To take back the water means to see mikvah as a wholly female experience: as Miriam’s well gave water to the Israelites so too will the mikvah give strength back to Jewish women. Water is the symbol of birth—now it can be a symbol of rebirth. To take back the water means to open the mikvah up to women not attached to men. In order to do that we may have to build alternative mikvaot, run by women, for women, following women’s rules, not funded or run “behind the scenes” by male rabbis with family purity laws or their own denominational terrorities to protect. To take back the waters means to dip on Rosh Chodesh, when the moon and the sea and women’s cycles become one. To take back the water means to open the mikvah during the day, so women don’t have to sneak in under cover of darkness. (If we aren’t ashamed of our bodies, why do we need to hide our immersions? If we reject the notion that mikvah is only for the right to resume sex with our husbands, we won’t have to be modest about going.) To take back the water means to turn the mikvah into a Jewish women’s center: with Torah learning and books available, maybe even feminist shiurim, not just sheitl advertisements and pamphlets on keeping a kosher home.

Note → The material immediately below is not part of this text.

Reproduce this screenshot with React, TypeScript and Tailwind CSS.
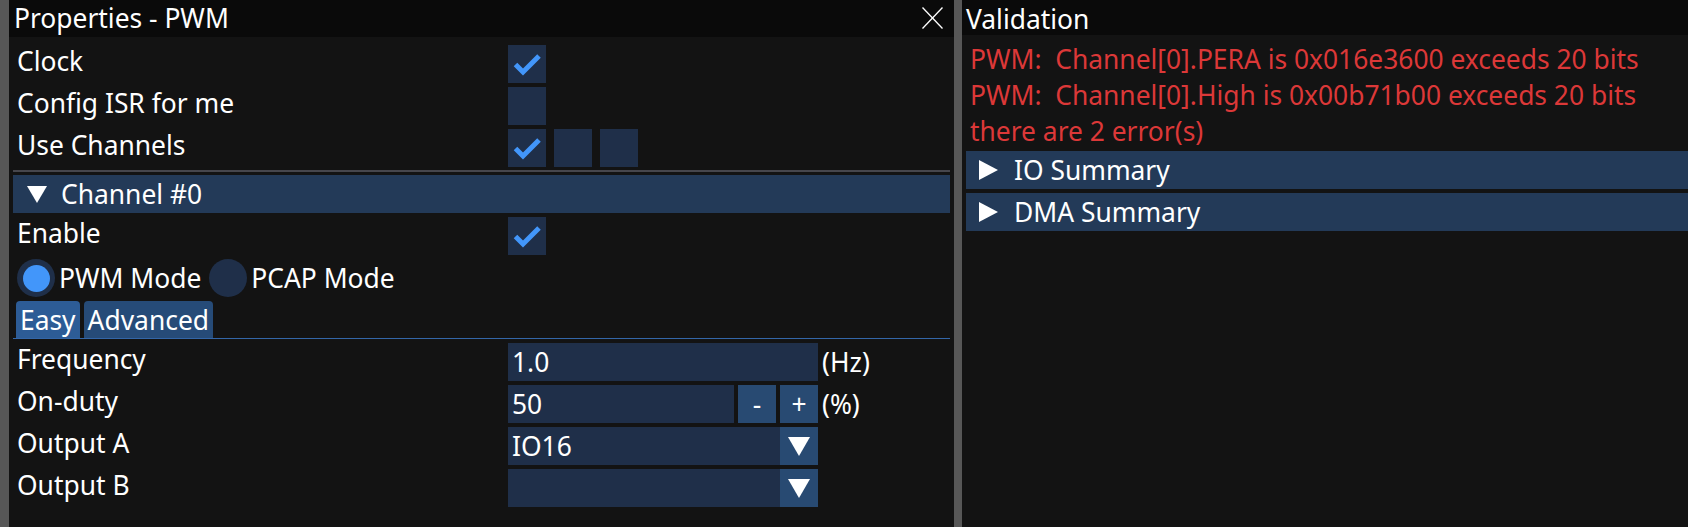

But why bother at all to take back the water? Why not simply abandon an institution which has been used to debase us? Because we have so little that is ours. We put on a tallis but in doing so we share a man’s ritual garb. The water is ours: it is the fluid of our own bodies and a deeply moving experience of connection to Mother Earth. We climb the top of Masada in Israel and there we see a mikvah. It is our Jewish history.
So there we were: washing away past relationships, past hurts. As we prepared, we sang; one friend washed my hair, another rubbed my feet. When I entered the water, they all entered with me. I began with a chant: May my tevilah (immersion) cleanse me of past wrongs… May it cleanse me of grudges toward past loves… May it cleanse me of pain from past loves… May it cleanse me of the times I have hurt past loves… May it move me in the future… May my tevilah connect me to other women… May it strengthen my commitment to women’s causes… May it bring out the goodness of woman in me. I dipped and sang out the traditional blessing, not meekly and with arms covering my breasts as the attendant would have liked, but in a clear, loud song. And I dipped again and again, saying “Amen, May it be Your will,” as each friend offered her prayer, her wish for my future life. The attendant grew weary of what she thought were antics—yet we continued in this deeply spiritual vein long after she had left. It was a moment which inspired me. It was a moment I shall never forget. It was a moment of taking back what was mine a long time ago, offering a new wisdom of the water which can be uplifting for all women.
Elyse Goldstein is Assistant Rabbi of Holy Blossom Temple in Toronto. She is active in Jewish feminist causes, and is a founding member of Toronto Women of Faith (an interfaith women’s clergy group). She hopes to one day generate enough interest in the feminist community to build an “alternative” mikvah along the lines proposed in the article.